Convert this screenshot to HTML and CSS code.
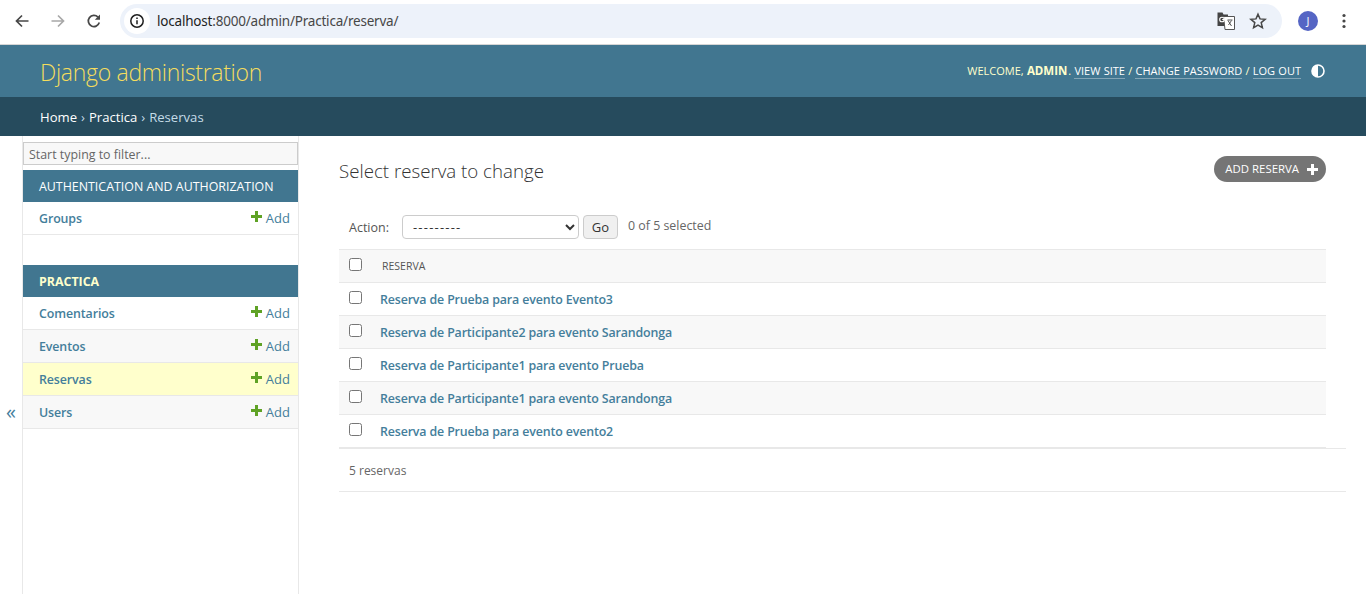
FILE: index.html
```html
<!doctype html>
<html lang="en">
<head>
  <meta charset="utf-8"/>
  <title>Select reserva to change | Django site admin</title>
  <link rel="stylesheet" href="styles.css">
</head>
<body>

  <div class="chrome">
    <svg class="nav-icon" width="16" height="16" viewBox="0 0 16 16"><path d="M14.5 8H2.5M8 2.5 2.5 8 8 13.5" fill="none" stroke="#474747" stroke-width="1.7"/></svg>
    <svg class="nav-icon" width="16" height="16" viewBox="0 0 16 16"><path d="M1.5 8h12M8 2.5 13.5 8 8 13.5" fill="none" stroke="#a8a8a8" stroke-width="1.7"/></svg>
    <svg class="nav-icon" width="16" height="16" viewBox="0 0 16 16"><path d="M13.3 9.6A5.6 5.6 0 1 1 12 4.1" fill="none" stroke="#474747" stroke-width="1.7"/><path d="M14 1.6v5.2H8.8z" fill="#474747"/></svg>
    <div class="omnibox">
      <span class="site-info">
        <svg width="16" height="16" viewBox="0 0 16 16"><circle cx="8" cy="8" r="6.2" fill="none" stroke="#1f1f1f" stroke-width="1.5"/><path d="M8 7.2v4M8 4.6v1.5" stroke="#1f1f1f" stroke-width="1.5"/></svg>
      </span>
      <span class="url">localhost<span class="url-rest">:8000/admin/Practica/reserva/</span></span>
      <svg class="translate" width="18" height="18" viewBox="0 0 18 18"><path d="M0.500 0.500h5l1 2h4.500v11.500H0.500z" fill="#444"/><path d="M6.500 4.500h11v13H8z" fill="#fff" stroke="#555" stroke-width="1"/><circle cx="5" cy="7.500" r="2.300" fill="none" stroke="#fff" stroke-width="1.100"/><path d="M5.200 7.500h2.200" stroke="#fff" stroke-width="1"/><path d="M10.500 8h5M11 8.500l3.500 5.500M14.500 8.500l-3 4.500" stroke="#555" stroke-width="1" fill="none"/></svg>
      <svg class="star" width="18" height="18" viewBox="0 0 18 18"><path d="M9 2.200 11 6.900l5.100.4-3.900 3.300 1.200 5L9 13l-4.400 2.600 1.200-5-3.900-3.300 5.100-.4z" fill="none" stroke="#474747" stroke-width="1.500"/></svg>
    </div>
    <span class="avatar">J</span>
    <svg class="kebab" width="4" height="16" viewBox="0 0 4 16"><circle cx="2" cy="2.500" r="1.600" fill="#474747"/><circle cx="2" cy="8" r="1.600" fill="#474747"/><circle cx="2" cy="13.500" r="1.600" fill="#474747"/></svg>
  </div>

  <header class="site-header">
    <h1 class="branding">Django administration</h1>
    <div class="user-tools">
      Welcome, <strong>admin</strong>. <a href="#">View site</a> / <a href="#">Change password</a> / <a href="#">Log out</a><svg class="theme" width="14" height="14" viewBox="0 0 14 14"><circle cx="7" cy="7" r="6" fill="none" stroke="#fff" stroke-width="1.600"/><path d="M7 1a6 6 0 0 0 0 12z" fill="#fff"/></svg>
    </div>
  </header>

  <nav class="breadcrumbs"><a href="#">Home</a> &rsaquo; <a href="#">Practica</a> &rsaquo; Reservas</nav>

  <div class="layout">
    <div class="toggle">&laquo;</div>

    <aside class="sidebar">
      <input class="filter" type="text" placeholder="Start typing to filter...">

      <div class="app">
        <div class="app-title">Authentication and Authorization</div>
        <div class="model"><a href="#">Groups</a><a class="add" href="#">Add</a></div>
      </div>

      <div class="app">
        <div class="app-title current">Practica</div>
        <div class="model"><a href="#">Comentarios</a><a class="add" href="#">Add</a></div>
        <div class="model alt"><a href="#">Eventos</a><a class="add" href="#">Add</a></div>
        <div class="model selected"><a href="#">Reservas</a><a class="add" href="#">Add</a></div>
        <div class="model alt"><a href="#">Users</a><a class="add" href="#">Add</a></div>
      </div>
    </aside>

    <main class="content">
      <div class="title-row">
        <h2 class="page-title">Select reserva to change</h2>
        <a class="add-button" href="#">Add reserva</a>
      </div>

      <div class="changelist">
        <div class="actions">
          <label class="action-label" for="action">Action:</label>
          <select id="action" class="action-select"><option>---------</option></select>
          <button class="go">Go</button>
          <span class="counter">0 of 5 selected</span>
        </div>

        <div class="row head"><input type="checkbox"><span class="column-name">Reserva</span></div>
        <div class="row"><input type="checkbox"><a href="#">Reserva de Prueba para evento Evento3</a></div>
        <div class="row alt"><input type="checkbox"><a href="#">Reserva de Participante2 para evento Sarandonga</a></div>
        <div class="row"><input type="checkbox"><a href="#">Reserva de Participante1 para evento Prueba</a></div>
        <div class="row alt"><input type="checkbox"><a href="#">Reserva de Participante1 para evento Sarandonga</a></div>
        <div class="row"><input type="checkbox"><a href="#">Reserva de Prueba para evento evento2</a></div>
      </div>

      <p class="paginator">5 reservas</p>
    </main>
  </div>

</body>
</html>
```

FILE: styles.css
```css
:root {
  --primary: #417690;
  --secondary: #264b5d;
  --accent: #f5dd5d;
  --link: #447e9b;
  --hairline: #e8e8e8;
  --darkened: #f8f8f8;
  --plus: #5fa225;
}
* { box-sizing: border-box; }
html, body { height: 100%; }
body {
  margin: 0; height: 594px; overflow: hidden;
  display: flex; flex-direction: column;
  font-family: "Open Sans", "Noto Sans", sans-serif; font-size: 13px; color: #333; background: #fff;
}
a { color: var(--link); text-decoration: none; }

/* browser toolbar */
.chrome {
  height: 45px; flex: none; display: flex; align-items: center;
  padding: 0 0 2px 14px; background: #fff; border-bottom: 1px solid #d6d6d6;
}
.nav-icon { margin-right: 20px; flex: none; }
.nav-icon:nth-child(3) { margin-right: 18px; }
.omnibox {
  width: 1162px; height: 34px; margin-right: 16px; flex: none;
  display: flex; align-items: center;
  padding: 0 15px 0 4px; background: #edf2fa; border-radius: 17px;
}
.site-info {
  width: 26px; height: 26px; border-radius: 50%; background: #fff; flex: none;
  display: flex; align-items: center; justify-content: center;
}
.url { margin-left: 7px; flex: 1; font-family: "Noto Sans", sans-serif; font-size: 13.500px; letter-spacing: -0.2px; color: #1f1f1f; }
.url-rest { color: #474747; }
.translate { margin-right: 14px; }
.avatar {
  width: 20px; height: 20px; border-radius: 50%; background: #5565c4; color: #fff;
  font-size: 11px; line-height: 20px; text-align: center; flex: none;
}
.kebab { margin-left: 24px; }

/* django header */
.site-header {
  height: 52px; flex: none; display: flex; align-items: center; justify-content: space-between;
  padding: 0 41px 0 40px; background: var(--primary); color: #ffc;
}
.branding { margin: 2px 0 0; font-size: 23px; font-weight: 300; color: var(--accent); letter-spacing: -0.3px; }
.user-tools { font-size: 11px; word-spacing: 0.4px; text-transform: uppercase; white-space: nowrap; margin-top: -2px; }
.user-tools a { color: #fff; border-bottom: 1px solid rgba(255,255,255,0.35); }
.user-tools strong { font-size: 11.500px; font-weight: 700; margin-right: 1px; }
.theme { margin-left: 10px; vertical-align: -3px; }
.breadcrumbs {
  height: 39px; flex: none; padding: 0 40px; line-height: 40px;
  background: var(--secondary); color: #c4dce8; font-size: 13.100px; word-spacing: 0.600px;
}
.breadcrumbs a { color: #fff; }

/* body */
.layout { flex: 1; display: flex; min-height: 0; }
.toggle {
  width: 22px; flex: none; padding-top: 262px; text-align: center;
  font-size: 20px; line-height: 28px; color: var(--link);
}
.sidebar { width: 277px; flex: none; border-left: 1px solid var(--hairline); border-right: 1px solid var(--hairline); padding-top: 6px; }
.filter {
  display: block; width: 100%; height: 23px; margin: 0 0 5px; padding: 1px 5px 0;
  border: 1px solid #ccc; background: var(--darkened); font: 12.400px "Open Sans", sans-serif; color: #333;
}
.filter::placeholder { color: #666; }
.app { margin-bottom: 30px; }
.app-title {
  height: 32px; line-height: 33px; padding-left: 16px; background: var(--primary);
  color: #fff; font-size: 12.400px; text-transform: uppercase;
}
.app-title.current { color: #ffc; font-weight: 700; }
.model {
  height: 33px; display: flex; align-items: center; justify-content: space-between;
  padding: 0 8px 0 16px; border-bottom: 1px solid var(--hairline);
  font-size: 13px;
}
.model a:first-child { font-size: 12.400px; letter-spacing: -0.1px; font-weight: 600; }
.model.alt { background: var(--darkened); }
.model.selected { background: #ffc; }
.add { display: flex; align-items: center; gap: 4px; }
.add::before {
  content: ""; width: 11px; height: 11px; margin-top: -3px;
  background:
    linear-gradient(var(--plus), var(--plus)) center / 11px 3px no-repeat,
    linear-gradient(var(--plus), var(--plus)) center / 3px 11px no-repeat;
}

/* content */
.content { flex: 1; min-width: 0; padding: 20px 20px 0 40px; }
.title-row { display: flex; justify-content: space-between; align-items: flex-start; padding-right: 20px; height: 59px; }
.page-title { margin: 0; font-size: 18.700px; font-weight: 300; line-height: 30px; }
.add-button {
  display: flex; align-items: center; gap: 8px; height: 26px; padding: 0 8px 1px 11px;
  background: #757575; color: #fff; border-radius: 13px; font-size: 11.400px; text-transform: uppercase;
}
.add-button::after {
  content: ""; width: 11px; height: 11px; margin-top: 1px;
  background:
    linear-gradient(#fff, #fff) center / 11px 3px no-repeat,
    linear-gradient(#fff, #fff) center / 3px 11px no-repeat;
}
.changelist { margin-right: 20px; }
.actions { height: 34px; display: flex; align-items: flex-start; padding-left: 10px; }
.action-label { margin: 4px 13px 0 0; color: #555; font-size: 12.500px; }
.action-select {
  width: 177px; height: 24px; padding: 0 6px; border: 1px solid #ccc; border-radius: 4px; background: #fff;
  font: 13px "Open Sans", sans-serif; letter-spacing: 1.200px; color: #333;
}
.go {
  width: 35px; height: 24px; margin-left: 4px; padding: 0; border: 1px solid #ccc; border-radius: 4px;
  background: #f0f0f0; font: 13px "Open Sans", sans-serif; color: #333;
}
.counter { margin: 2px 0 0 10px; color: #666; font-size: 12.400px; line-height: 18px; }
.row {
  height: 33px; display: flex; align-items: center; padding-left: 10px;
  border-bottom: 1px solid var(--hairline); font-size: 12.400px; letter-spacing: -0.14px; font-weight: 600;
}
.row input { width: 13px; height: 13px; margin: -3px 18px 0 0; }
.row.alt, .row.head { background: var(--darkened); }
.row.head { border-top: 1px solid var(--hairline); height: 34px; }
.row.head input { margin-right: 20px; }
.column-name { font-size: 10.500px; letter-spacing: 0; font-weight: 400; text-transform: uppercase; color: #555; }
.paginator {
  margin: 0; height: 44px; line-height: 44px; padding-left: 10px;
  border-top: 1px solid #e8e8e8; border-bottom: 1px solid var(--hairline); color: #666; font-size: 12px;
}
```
#####
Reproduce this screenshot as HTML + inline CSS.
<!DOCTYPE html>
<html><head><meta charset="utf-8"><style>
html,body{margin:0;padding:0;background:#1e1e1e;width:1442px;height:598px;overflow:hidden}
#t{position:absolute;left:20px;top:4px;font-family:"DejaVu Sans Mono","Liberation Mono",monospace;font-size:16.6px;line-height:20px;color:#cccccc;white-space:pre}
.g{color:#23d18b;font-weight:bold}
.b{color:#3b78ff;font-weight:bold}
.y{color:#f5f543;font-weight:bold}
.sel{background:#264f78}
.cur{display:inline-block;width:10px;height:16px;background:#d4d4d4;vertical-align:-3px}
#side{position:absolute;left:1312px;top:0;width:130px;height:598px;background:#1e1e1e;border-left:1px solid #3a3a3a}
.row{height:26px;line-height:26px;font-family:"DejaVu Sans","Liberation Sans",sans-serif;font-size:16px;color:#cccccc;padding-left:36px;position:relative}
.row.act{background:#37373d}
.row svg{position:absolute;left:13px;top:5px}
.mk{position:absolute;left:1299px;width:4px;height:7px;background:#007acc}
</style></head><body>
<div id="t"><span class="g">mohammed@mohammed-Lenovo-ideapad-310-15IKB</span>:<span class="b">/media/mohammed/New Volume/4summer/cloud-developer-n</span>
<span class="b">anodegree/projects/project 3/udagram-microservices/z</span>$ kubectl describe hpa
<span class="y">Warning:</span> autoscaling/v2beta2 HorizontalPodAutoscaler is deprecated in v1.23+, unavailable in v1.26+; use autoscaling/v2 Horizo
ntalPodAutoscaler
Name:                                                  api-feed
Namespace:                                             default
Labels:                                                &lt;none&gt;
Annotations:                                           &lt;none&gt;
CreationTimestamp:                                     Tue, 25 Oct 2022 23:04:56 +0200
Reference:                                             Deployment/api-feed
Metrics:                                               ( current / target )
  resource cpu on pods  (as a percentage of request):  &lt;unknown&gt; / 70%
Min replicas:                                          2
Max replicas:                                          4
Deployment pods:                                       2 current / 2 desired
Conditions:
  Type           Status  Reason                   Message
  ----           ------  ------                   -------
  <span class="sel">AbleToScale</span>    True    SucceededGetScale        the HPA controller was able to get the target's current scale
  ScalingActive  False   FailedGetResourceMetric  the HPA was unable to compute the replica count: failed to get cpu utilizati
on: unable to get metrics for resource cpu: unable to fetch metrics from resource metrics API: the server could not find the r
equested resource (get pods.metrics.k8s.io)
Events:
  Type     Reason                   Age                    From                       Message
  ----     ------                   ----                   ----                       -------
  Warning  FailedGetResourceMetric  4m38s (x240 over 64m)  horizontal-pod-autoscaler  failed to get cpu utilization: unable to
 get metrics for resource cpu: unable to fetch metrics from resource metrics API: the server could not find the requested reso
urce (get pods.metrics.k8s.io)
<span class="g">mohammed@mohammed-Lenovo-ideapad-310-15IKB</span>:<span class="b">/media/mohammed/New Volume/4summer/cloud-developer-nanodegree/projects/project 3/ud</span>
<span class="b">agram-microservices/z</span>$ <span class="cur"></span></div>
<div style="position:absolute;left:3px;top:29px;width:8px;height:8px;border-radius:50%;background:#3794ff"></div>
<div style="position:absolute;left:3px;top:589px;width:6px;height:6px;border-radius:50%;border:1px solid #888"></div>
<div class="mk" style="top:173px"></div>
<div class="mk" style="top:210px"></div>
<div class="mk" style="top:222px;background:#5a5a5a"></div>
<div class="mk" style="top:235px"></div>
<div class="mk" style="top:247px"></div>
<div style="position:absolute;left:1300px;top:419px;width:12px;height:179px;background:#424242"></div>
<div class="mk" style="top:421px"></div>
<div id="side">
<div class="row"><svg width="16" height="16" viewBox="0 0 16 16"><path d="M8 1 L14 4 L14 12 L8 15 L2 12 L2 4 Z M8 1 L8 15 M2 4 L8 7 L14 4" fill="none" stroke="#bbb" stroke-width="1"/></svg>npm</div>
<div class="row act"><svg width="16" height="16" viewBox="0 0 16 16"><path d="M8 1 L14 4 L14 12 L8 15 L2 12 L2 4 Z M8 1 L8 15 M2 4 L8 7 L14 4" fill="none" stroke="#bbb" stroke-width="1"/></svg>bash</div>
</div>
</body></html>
#####
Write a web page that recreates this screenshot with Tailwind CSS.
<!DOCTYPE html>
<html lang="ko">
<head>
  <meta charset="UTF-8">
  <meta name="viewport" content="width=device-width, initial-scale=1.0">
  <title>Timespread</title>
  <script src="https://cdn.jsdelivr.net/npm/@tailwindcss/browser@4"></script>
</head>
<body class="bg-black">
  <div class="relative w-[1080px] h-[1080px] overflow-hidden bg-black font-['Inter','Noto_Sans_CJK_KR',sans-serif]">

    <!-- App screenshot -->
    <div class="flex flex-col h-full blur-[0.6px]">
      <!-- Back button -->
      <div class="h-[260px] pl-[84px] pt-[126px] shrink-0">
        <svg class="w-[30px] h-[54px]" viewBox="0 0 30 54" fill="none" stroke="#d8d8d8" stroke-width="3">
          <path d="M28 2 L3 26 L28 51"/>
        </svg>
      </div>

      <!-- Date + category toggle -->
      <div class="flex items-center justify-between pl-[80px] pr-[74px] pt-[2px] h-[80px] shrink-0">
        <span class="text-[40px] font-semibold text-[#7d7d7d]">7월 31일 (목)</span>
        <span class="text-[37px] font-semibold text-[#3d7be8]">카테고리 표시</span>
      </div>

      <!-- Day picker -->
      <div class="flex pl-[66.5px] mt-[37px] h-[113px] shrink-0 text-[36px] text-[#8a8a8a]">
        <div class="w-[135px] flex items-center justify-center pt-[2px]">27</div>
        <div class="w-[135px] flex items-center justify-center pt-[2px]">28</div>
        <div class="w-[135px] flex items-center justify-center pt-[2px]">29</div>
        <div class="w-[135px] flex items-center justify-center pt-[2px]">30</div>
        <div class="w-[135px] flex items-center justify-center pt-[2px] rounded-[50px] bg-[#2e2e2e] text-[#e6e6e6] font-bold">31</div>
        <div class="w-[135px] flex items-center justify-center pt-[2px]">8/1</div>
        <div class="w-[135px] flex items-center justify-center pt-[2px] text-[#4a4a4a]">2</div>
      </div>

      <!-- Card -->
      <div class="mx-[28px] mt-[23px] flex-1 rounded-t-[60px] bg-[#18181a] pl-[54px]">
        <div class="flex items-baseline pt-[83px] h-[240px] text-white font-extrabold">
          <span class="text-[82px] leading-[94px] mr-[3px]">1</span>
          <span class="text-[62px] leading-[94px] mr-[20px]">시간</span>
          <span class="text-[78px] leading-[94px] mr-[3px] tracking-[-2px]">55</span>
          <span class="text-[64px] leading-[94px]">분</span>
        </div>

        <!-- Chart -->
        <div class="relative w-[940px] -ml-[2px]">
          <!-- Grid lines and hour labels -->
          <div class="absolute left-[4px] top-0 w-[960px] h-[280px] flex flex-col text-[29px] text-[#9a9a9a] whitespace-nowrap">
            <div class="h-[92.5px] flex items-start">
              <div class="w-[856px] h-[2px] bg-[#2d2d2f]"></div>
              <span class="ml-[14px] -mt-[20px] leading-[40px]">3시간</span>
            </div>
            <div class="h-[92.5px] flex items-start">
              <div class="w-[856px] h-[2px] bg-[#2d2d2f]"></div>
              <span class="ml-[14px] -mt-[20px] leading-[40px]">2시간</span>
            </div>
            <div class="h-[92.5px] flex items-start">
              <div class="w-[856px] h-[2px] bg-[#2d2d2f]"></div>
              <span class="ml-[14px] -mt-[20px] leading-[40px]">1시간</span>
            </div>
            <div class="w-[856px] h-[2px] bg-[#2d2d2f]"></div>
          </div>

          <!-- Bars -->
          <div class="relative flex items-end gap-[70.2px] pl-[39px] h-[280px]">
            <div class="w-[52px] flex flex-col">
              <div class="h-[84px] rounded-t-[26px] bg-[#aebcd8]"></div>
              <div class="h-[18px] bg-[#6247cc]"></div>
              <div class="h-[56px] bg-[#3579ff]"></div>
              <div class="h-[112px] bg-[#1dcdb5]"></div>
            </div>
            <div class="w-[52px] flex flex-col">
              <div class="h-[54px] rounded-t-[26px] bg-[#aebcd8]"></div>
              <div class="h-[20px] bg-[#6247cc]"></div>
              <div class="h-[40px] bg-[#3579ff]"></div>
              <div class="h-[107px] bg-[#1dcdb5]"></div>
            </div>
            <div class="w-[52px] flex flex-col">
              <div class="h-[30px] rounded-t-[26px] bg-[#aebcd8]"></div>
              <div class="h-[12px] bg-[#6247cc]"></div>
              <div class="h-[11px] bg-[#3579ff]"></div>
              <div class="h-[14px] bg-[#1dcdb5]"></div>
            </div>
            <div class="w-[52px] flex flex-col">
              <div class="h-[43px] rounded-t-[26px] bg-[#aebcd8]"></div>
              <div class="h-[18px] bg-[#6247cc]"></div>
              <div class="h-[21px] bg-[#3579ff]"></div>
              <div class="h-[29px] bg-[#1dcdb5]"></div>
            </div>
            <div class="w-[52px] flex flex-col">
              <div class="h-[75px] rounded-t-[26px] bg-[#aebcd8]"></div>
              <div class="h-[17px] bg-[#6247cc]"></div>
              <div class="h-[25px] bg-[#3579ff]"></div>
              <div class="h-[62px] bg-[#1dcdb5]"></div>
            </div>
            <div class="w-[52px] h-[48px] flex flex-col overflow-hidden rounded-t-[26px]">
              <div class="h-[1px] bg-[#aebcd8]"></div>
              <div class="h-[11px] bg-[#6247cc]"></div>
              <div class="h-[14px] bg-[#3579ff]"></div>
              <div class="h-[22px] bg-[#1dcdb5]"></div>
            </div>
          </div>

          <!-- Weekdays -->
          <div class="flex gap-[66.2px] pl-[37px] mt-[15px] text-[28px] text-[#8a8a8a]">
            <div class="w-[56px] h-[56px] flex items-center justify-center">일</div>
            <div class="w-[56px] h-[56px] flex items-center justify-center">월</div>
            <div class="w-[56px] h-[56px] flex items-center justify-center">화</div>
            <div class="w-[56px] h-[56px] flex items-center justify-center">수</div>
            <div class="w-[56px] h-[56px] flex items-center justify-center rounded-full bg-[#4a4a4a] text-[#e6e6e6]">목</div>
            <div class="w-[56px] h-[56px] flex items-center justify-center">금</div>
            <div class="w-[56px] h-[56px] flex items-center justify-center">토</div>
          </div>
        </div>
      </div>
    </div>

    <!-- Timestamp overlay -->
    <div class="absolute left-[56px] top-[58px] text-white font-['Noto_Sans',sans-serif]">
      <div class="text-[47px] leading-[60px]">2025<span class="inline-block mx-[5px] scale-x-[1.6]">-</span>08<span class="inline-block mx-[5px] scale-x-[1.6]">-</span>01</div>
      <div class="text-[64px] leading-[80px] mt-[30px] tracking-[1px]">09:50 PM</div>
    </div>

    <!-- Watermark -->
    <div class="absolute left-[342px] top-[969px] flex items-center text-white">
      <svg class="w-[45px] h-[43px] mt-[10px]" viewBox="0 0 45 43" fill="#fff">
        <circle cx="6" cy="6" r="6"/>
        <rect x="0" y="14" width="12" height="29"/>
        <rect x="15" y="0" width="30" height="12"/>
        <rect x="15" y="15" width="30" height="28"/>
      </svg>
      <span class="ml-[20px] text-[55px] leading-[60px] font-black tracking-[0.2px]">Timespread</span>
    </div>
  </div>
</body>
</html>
#####
- [TASK OBJECTIVE]:
Go through the material above and output exactly the lines from the one containing "Write a web" through the one containing "w-[1080px] h-[1080px] overflow-hidden".

- [COMPLETE OUTPUT]:
Write a web page that recreates this screenshot with Tailwind CSS.
<!DOCTYPE html>
<html lang="ko">
<head>
  <meta charset="UTF-8">
  <meta name="viewport" content="width=device-width, initial-scale=1.0">
  <title>Timespread</title>
  <script src="https://cdn.jsdelivr.net/npm/@tailwindcss/browser@4"></script>
</head>
<body class="bg-black">
  <div class="relative w-[1080px] h-[1080px] overflow-hidden bg-black font-['Inter','Noto_Sans_CJK_KR',sans-serif]">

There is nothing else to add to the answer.